Eğer park fiyatlarını arttırmak politik olarak riskli ise ve özel otoparkların sağlanması maliyet bakımından mümkün olamıyorsa, ikinci en iyi politika yol kenarı park yeri kapasitesini yol kenarı park yeri aramayı yok edene kadar arttırmasından geçer [4]. Ancak burada anlatılan yöntem değişen otopark paradigmasına zıt bir yöntemdir.
***
Sözün özü ve özeti: Günümüzde büyük kentlerde motorlu araç sayısının artışı, trafik tıkanmasının ve hava kirliliğinin en önemli nedeni olarak görülmekte ve ulaşımın kent yaşamının en sorunlu etkinliği olarak değerlendirilmesine neden olmaktadır. Bu durumda trafikteki sürenin yönetilmesi önem arz etmektedir. Navigasyon gibi teknolojik enstrümanlarla, otoparklara akıllı yönlendirmelerle, düzenlenmiş yol ve otoparklarla şehir üzerindeki arama trafiği baskısını azaltmak mümkündür.

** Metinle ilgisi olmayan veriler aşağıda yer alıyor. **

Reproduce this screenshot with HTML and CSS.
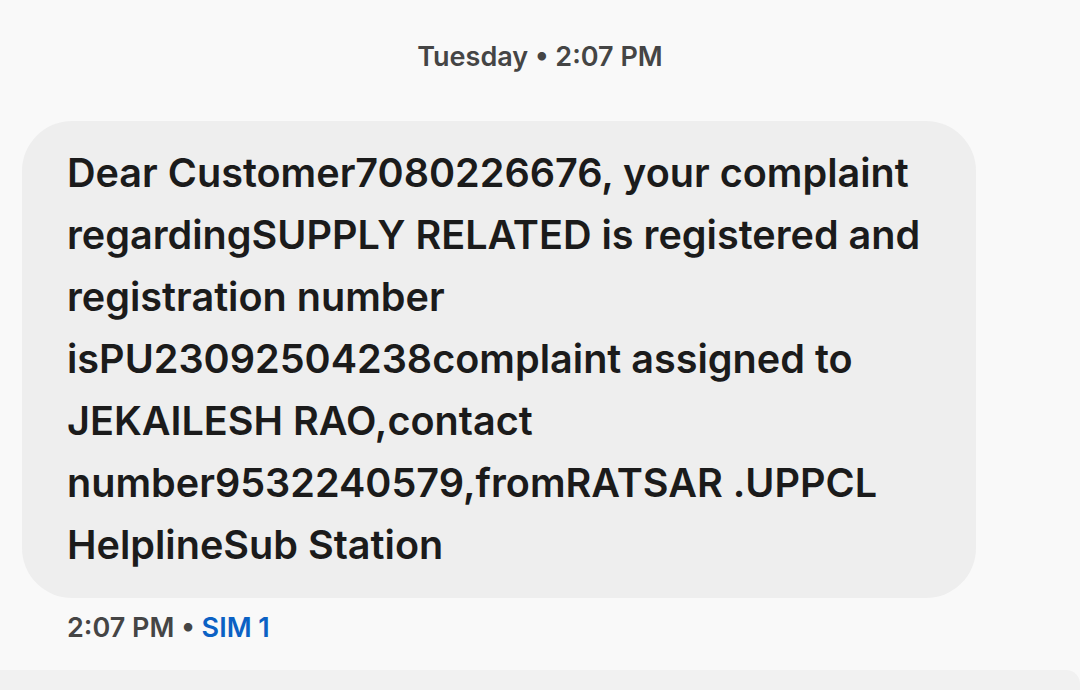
FILE: index.html
```html
<!DOCTYPE html>
<html>
<head>
<meta charset="utf-8">
<link rel="stylesheet" href="styles.css">
</head>
<body>
<div class="thread">
  <div class="date">Tuesday • 2:07 PM</div>
  <div class="bubble">Dear Customer7080226676, your complaint regardingSUPPLY RELATED is registered and registration number isPU23092504238complaint assigned to JEKAILESH RAO,contact number9532240579,fromRATSAR .UPPCL HelplineSub Station</div>
  <div class="meta">2:07 PM • <span class="sim">SIM 1</span></div>
</div>
<div class="composer"></div>
</body>
</html>
```
FILE: styles.css
```css
html, body {
  margin: 0;
  padding: 0;
  background: #f9f9f9;
  width: 1080px;
  height: 690px;
  overflow: hidden;
  font-family: Inter, "Open Sans", sans-serif;
}
.thread {
  display: flex;
  flex-direction: column;
  height: 670px;
}
.date {
  text-align: center;
  font-size: 27px;
  font-weight: 600;
  color: #454545;
  padding-top: 40px;
  line-height: 34px;
}
.bubble {
  margin: 47px 0 0 22px;
  width: 954px;
  box-sizing: border-box;
  background: #eeeeee;
  border-radius: 50px;
  padding: 21px 35px 22px 45px;
  font-size: 39.6px;
  font-weight: 600;
  line-height: 62px;
  color: #1b1b1b;
}
.meta {
  margin: 13px 0 0 67px;
  font-size: 27px;
  font-weight: 600;
  color: #454545;
  line-height: 34px;
}
.sim {
  color: #0b61c4;
}
.composer {
  height: 20px;
  background: #f1f1f1;
  border-top-right-radius: 14px;
}
```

Ancak tüm bu “mümkünler” biz şehir ahalisini yönetenlerin yönetim algılayışını mümkün mertebe politik olandan yana mı yoksa insani olandan yana mı kullanmalarıyla mümkündür.
Yararlanılan Kaynaklar:
- Anonim, TomTom Navigasyon ile “Eko Rota”, https://www.otoguncel.com, Erişim Tarihi: 22 Temmuz 2013.
- Yardım, M. S. ve Ağrikli, M. (2009), “Otomatik Otoparklar ve Türkiye’deki Otopark Probleminin Çözümü İçin Uygulama Potansiyeli”, .
- Demir, A., “ITS Applications on Parking Management”, 1. Kentiçi Ulaşımda Otopark Politikaları ve Uygulamaları Konferansı, 2009.
- İnci, E., “Kentte Parklanmanın Politikası”, 3. Uluslararası Ulaşım ve Araç Park Alanları Yönetimi Sempozyumu Bildiri ve Sunum Kitabı, 2013.